Search code examples
scalaapache-sparkapache-spark-sql

Determine if a condition is ever true in an aggregated dataset with Scala spark sql library


I'm trying to aggregate a dataset and determine if a condition is ever true for a row in the dataset.

Suppose I have a dataset with these values

cust_id travel_type distance_travelled
1 car 10
1 boat 70
2 car 15
2 plane 600
3 boat 80
3 plane 100

I want to aggregate the dataset for each cust_id and determine if a certain condition was ever true for that id. For example, i want to determine if a customer took a flight with a distance greater than 500. The resulting data set should look like this

cust_id hadLongDistanceFlight
1 false
2 true
3 false

The way I'm currently doing this is by collecting the results of a when evaluation to a set and later evaluating if a true value exists in the set. While it works, it makes the code very verbose and difficult to maintain as more conditions are added. Is there a way of doing this cleanly?

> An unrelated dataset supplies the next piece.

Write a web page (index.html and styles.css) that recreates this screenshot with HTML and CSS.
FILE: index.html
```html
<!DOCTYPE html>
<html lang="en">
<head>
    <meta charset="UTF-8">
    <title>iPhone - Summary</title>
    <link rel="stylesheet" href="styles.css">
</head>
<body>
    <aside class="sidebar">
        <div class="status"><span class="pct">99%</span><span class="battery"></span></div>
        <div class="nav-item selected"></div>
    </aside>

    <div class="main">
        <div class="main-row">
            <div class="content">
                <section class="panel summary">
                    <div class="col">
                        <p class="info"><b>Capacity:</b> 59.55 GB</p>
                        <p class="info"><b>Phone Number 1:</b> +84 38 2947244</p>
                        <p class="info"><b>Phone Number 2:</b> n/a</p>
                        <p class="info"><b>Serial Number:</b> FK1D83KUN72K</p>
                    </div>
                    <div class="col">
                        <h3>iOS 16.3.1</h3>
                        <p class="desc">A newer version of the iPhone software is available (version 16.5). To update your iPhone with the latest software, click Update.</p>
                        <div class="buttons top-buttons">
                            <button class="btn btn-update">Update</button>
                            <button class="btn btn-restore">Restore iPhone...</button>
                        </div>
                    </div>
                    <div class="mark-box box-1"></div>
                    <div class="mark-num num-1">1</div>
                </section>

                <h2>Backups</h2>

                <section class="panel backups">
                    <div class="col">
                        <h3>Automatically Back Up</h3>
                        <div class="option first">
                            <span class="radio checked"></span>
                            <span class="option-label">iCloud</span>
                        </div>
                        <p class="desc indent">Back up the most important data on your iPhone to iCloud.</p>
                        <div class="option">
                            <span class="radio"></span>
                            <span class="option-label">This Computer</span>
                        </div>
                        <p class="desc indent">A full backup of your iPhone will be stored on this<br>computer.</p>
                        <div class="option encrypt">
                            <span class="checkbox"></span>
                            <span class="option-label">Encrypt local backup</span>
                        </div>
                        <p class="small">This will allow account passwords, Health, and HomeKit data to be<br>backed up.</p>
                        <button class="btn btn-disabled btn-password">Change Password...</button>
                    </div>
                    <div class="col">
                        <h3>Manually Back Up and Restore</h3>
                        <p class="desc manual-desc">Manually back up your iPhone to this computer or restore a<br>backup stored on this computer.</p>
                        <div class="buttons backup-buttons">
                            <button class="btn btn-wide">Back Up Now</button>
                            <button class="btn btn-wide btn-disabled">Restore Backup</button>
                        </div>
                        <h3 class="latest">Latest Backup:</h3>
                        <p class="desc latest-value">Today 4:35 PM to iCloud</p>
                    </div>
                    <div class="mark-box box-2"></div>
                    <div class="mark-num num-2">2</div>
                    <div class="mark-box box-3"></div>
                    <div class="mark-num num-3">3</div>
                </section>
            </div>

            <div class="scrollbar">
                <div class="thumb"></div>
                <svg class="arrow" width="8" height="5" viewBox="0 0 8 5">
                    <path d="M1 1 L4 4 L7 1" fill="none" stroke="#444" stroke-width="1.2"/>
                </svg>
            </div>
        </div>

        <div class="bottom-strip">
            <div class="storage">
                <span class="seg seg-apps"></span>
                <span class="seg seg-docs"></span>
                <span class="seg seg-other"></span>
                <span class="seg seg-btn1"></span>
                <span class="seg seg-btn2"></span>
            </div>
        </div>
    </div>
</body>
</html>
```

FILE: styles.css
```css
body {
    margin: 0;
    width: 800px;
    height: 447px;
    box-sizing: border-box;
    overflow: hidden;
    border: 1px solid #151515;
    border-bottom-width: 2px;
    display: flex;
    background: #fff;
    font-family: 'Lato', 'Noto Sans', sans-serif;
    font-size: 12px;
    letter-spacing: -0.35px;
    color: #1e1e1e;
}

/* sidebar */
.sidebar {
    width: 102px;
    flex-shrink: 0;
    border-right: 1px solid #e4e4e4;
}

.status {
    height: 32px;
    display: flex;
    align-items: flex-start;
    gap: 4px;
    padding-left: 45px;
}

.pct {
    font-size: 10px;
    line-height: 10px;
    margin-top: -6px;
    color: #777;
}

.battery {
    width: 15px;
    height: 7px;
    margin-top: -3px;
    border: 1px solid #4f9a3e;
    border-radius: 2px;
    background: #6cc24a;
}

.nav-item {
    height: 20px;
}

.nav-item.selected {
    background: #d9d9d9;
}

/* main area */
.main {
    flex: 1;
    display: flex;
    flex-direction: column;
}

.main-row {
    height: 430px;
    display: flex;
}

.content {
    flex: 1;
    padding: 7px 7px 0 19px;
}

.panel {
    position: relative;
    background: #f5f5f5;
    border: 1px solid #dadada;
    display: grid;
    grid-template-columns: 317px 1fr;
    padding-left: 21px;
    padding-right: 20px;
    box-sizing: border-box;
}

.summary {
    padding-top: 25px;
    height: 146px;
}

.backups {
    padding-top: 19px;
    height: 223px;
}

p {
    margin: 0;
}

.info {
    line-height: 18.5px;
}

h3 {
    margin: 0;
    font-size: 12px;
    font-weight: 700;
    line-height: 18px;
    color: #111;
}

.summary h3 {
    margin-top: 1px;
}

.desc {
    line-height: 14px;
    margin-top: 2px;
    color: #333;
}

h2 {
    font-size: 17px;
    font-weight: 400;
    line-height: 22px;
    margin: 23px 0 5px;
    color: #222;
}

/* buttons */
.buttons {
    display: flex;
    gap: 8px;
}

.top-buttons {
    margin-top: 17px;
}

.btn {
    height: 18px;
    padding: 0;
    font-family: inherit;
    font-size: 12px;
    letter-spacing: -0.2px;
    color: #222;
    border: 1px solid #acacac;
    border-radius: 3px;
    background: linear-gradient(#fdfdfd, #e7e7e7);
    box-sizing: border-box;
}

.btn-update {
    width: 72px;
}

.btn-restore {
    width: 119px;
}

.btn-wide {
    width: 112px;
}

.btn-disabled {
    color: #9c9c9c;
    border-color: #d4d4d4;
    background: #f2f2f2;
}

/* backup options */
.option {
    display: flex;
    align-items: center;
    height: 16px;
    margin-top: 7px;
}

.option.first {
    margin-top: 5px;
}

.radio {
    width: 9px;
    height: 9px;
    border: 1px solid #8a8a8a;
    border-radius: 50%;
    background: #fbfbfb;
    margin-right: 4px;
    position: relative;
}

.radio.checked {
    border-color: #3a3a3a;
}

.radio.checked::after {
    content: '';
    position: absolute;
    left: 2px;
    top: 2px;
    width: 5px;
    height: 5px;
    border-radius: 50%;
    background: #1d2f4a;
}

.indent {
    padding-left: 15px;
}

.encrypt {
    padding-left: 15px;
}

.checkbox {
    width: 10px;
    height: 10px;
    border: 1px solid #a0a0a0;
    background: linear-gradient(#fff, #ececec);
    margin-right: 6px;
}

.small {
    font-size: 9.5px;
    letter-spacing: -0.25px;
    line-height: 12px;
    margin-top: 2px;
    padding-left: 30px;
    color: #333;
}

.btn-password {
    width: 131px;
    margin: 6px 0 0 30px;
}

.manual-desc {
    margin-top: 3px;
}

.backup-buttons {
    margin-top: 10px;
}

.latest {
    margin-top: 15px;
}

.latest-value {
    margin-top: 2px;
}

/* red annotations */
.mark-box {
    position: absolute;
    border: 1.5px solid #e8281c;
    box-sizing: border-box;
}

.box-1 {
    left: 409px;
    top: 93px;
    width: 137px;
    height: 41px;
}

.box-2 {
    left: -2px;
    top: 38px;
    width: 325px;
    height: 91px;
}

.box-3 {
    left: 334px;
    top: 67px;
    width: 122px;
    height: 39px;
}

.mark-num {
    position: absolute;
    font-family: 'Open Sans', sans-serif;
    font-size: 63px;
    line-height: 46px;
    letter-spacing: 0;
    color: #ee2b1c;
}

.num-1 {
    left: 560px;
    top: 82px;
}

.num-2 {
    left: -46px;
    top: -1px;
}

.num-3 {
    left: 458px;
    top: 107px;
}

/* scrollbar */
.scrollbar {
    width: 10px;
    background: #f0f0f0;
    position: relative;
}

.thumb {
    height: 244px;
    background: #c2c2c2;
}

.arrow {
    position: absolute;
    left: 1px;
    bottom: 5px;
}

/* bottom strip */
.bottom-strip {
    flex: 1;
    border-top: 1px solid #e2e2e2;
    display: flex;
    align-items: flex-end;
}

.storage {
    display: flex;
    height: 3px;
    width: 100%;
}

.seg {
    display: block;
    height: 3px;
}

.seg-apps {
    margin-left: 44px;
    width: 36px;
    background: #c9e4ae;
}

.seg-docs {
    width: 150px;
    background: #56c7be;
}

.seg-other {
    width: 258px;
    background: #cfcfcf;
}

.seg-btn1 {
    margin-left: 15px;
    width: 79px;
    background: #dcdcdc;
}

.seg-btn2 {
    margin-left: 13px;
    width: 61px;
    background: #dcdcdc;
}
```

My current code looks something like this

myDataset.groupBy("cust_id").agg(
collect_set(
    when($"travel_type"==="plane" and $"distance_travelled" > 500), true).as("plane_set")
)
.withColumn("hadLongDistanceFlight", exists($"plane_set", _ === true))

I'm aware there is usually a bool_or function but it doesn't seem to exist in the Scala spark sql library. I'm using the 3.3.2 version of apache.spark.spark-sql and Scala 2.12.12


Solution

  • it can be written as next

    myDataset
        .groupBy("cust_id")
        .agg(
          max(when($"travel_type" === "plane" and $"distance_travelled" > 500, true).otherwise(false)).as("hadLongDistanceFlight")
        )